Stored data:
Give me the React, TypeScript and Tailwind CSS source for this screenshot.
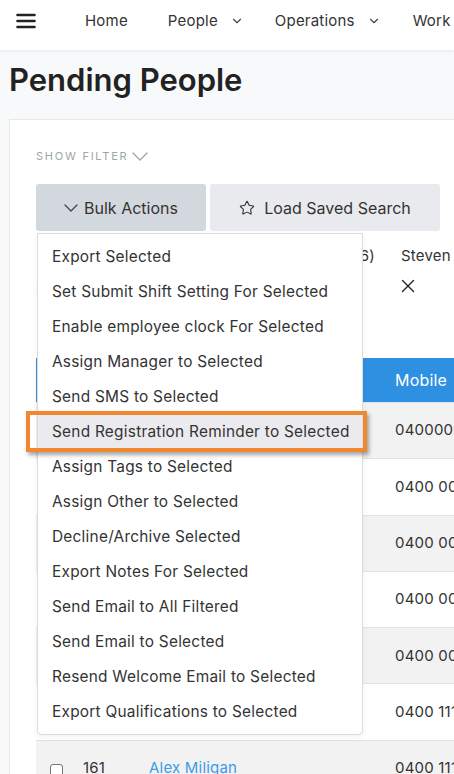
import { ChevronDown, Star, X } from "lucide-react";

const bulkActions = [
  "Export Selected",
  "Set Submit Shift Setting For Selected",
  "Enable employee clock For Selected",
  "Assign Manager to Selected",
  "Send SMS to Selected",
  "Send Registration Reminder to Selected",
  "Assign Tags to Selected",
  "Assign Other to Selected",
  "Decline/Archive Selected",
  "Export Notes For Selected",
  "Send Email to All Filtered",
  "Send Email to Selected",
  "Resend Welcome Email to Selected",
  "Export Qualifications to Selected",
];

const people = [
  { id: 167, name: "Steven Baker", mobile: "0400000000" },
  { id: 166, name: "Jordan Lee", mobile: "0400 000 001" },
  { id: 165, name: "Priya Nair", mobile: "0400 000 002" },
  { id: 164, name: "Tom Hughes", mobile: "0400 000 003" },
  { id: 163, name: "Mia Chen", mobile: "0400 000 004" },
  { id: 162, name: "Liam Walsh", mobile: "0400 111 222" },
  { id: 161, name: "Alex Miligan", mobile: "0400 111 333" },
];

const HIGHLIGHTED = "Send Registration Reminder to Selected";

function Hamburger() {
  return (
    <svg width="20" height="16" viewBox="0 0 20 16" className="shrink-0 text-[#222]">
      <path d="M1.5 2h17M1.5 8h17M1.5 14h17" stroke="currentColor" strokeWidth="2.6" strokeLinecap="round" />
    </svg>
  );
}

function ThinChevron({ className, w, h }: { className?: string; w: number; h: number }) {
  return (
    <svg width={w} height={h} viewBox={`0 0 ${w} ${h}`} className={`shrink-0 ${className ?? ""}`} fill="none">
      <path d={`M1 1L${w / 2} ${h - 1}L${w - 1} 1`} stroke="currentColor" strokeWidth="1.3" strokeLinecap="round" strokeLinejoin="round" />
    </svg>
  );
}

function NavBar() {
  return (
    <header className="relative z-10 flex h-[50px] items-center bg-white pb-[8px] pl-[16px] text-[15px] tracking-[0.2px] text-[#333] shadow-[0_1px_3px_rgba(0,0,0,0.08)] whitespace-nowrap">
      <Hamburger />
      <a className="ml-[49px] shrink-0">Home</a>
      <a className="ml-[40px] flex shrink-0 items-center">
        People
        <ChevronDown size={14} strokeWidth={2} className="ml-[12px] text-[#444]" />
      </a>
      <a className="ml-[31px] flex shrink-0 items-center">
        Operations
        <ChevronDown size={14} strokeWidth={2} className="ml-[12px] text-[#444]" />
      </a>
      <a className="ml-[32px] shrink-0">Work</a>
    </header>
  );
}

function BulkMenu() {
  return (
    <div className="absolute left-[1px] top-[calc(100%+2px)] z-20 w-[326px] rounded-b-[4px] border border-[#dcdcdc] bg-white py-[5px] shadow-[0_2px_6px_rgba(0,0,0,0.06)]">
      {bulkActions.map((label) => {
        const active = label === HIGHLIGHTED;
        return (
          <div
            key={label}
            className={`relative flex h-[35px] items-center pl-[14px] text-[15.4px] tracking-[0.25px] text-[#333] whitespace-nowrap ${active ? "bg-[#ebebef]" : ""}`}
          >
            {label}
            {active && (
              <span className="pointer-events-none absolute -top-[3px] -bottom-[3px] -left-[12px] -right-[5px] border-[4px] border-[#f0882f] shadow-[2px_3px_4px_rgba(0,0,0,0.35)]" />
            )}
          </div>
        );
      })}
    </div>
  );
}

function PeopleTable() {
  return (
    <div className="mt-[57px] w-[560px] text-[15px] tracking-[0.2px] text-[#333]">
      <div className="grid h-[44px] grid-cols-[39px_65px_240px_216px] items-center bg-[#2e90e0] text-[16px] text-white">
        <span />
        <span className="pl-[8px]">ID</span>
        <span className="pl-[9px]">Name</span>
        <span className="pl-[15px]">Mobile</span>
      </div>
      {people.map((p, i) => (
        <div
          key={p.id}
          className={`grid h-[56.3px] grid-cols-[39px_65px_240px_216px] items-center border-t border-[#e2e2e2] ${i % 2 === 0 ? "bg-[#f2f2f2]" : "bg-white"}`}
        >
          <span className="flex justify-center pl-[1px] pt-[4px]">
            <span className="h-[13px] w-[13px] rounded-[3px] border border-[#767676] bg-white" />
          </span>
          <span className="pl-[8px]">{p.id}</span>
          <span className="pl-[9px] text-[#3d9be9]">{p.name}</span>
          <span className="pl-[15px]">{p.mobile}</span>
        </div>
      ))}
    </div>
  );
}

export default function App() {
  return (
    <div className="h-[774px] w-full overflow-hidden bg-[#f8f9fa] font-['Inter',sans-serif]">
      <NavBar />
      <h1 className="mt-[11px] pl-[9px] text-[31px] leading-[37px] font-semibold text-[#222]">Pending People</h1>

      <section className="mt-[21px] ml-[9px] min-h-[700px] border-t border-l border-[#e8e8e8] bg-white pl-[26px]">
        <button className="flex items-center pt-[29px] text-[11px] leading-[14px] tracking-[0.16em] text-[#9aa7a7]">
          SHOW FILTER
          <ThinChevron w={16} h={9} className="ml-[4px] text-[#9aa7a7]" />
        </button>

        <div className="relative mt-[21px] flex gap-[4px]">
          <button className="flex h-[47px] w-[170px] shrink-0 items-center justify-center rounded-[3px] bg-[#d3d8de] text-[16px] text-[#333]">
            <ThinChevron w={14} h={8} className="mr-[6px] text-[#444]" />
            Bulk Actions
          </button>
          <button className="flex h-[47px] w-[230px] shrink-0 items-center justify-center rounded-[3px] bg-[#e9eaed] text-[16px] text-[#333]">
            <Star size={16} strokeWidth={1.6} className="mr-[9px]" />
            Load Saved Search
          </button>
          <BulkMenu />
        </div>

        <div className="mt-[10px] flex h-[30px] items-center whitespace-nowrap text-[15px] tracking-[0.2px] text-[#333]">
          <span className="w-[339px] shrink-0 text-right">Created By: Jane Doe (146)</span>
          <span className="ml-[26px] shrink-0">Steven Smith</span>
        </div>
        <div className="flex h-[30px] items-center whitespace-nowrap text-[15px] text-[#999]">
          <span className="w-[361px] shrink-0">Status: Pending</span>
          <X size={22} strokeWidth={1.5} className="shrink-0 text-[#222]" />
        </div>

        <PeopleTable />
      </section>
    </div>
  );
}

Given instruction:
In your copy, leave out the pictures and reproduce the material above exactly.

Answer to the task:
Give me the React, TypeScript and Tailwind CSS source for this screenshot.
import { ChevronDown, Star, X } from "lucide-react";

const bulkActions = [
  "Export Selected",
  "Set Submit Shift Setting For Selected",
  "Enable employee clock For Selected",
  "Assign Manager to Selected",
  "Send SMS to Selected",
  "Send Registration Reminder to Selected",
  "Assign Tags to Selected",
  "Assign Other to Selected",
  "Decline/Archive Selected",
  "Export Notes For Selected",
  "Send Email to All Filtered",
  "Send Email to Selected",
  "Resend Welcome Email to Selected",
  "Export Qualifications to Selected",
];

const people = [
  { id: 167, name: "Steven Baker", mobile: "0400000000" },
  { id: 166, name: "Jordan Lee", mobile: "0400 000 001" },
  { id: 165, name: "Priya Nair", mobile: "0400 000 002" },
  { id: 164, name: "Tom Hughes", mobile: "0400 000 003" },
  { id: 163, name: "Mia Chen", mobile: "0400 000 004" },
  { id: 162, name: "Liam Walsh", mobile: "0400 111 222" },
  { id: 161, name: "Alex Miligan", mobile: "0400 111 333" },
];

const HIGHLIGHTED = "Send Registration Reminder to Selected";

function Hamburger() {
  return (
    <svg width="20" height="16" viewBox="0 0 20 16" className="shrink-0 text-[#222]">
      <path d="M1.5 2h17M1.5 8h17M1.5 14h17" stroke="currentColor" strokeWidth="2.6" strokeLinecap="round" />
    </svg>
  );
}

function ThinChevron({ className, w, h }: { className?: string; w: number; h: number }) {
  return (
    <svg width={w} height={h} viewBox={`0 0 ${w} ${h}`} className={`shrink-0 ${className ?? ""}`} fill="none">
      <path d={`M1 1L${w / 2} ${h - 1}L${w - 1} 1`} stroke="currentColor" strokeWidth="1.3" strokeLinecap="round" strokeLinejoin="round" />
    </svg>
  );
}

function NavBar() {
  return (
    <header className="relative z-10 flex h-[50px] items-center bg-white pb-[8px] pl-[16px] text-[15px] tracking-[0.2px] text-[#333] shadow-[0_1px_3px_rgba(0,0,0,0.08)] whitespace-nowrap">
      <Hamburger />
      <a className="ml-[49px] shrink-0">Home</a>
      <a className="ml-[40px] flex shrink-0 items-center">
        People
        <ChevronDown size={14} strokeWidth={2} className="ml-[12px] text-[#444]" />
      </a>
      <a className="ml-[31px] flex shrink-0 items-center">
        Operations
        <ChevronDown size={14} strokeWidth={2} className="ml-[12px] text-[#444]" />
      </a>
      <a className="ml-[32px] shrink-0">Work</a>
    </header>
  );
}

function BulkMenu() {
  return (
    <div className="absolute left-[1px] top-[calc(100%+2px)] z-20 w-[326px] rounded-b-[4px] border border-[#dcdcdc] bg-white py-[5px] shadow-[0_2px_6px_rgba(0,0,0,0.06)]">
      {bulkActions.map((label) => {
        const active = label === HIGHLIGHTED;
        return (
          <div
            key={label}
            className={`relative flex h-[35px] items-center pl-[14px] text-[15.4px] tracking-[0.25px] text-[#333] whitespace-nowrap ${active ? "bg-[#ebebef]" : ""}`}
          >
            {label}
            {active && (
              <span className="pointer-events-none absolute -top-[3px] -bottom-[3px] -left-[12px] -right-[5px] border-[4px] border-[#f0882f] shadow-[2px_3px_4px_rgba(0,0,0,0.35)]" />
            )}
          </div>
        );
      })}
    </div>
  );
}

function PeopleTable() {
  return (
    <div className="mt-[57px] w-[560px] text-[15px] tracking-[0.2px] text-[#333]">
      <div className="grid h-[44px] grid-cols-[39px_65px_240px_216px] items-center bg-[#2e90e0] text-[16px] text-white">
        <span />
        <span className="pl-[8px]">ID</span>
        <span className="pl-[9px]">Name</span>
        <span className="pl-[15px]">Mobile</span>
      </div>
      {people.map((p, i) => (
        <div
          key={p.id}
          className={`grid h-[56.3px] grid-cols-[39px_65px_240px_216px] items-center border-t border-[#e2e2e2] ${i % 2 === 0 ? "bg-[#f2f2f2]" : "bg-white"}`}
        >
          <span className="flex justify-center pl-[1px] pt-[4px]">
            <span className="h-[13px] w-[13px] rounded-[3px] border border-[#767676] bg-white" />
          </span>
          <span className="pl-[8px]">{p.id}</span>
          <span className="pl-[9px] text-[#3d9be9]">{p.name}</span>
          <span className="pl-[15px]">{p.mobile}</span>
        </div>
      ))}
    </div>
  );
}

export default function App() {
  return (
    <div className="h-[774px] w-full overflow-hidden bg-[#f8f9fa] font-['Inter',sans-serif]">
      <NavBar />
      <h1 className="mt-[11px] pl-[9px] text-[31px] leading-[37px] font-semibold text-[#222]">Pending People</h1>

      <section className="mt-[21px] ml-[9px] min-h-[700px] border-t border-l border-[#e8e8e8] bg-white pl-[26px]">
        <button className="flex items-center pt-[29px] text-[11px] leading-[14px] tracking-[0.16em] text-[#9aa7a7]">
          SHOW FILTER
          <ThinChevron w={16} h={9} className="ml-[4px] text-[#9aa7a7]" />
        </button>

        <div className="relative mt-[21px] flex gap-[4px]">
          <button className="flex h-[47px] w-[170px] shrink-0 items-center justify-center rounded-[3px] bg-[#d3d8de] text-[16px] text-[#333]">
            <ThinChevron w={14} h={8} className="mr-[6px] text-[#444]" />
            Bulk Actions
          </button>
          <button className="flex h-[47px] w-[230px] shrink-0 items-center justify-center rounded-[3px] bg-[#e9eaed] text-[16px] text-[#333]">
            <Star size={16} strokeWidth={1.6} className="mr-[9px]" />
            Load Saved Search
          </button>
          <BulkMenu />
        </div>

        <div className="mt-[10px] flex h-[30px] items-center whitespace-nowrap text-[15px] tracking-[0.2px] text-[#333]">
          <span className="w-[339px] shrink-0 text-right">Created By: Jane Doe (146)</span>
          <span className="ml-[26px] shrink-0">Steven Smith</span>
        </div>
        <div className="flex h-[30px] items-center whitespace-nowrap text-[15px] text-[#999]">
          <span className="w-[361px] shrink-0">Status: Pending</span>
          <X size={22} strokeWidth={1.5} className="shrink-0 text-[#222]" />
        </div>

        <PeopleTable />
      </section>
    </div>
  );
}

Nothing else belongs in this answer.